In order to be a leader, you actually need to lead people. So you need to show to your shareholders, to everybody: we’ve been able to grow by this. But, you know, I always say that every dream you have now is only a dream because somebody messed it up, technically. If you say, oh, now we went from growing 2.5% to growing 50% it’s because somebody was going 2.5%.
So it’s important to understand that in the next five years or ten years, there’s going to be another you sitting in that chair, saying we’re going from 2% to 25%, because what you think you’re enjoying now will basically become a scenario where somebody’s saying, oh, that wasn’t good enough there is now something better. Leaders need to have the mindset of understanding that their job is more about creating a template. There will be days of going down. There’ll be days of growth. There’ll be days of, you know, drought. Whatever we call growth now might not necessarily be as consistent as you think. If you own a football club, you want to say, we’re winning every day. But the point is, how many clubs have ever succeeded in
winning every game of the season. It’s impossible.
So everybody needs to understand that there would always be a time when things are good and then they go down. Then you go back up, basically telling everyone that no matter what opportunities, it always has an end. And when it ends, it might just be somebody else’s dream to take you back up.
If you’re not able to create a psychologically safe environment for people to come up with things to you, to the leader, I think it’s impossible to ensure a growth mindset. You grow more what you think you own. So the moment people feel like “I own and it’s mine,” it changes the game significantly.

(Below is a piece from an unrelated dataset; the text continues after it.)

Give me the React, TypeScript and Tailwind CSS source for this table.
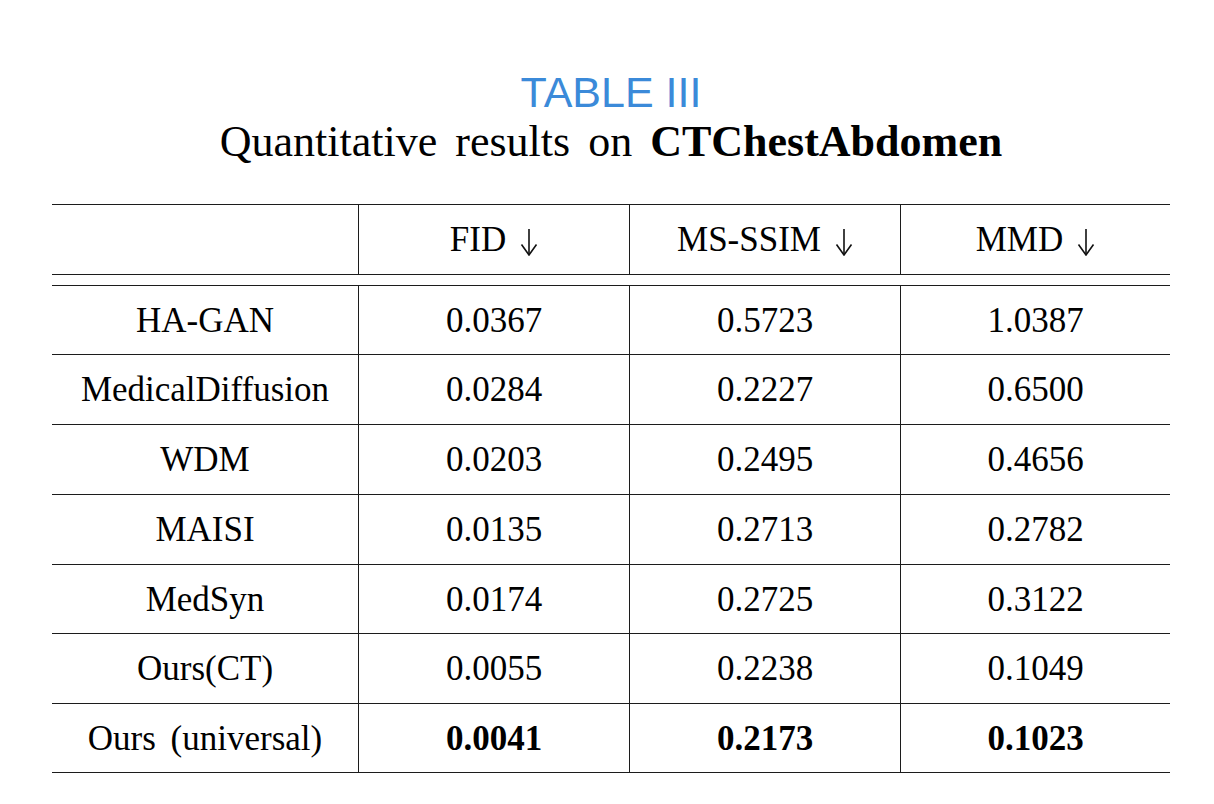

And it’s something companies like Google did well where they have very small teams of very independent people work on different projects, and then they say, this is what we’ve come up with. So it helps a lot if you can create that sort of system where everyone believes what I’m working on is mine. I make the decision about this.
So micromanaging is the first thing leaders need to run away from. To say, I don’t want to get involved in this as much as possible. Let them own it. People, they’re willing to take more risks. But the moment you get involved in everything, you force in return and upward delegation, people don’t make a lot of decisions because they know you’re going to do it for them.
They come to you: “what do you think?” You don’t want that as a leader, you need people to be able to take decisions, you know, fail.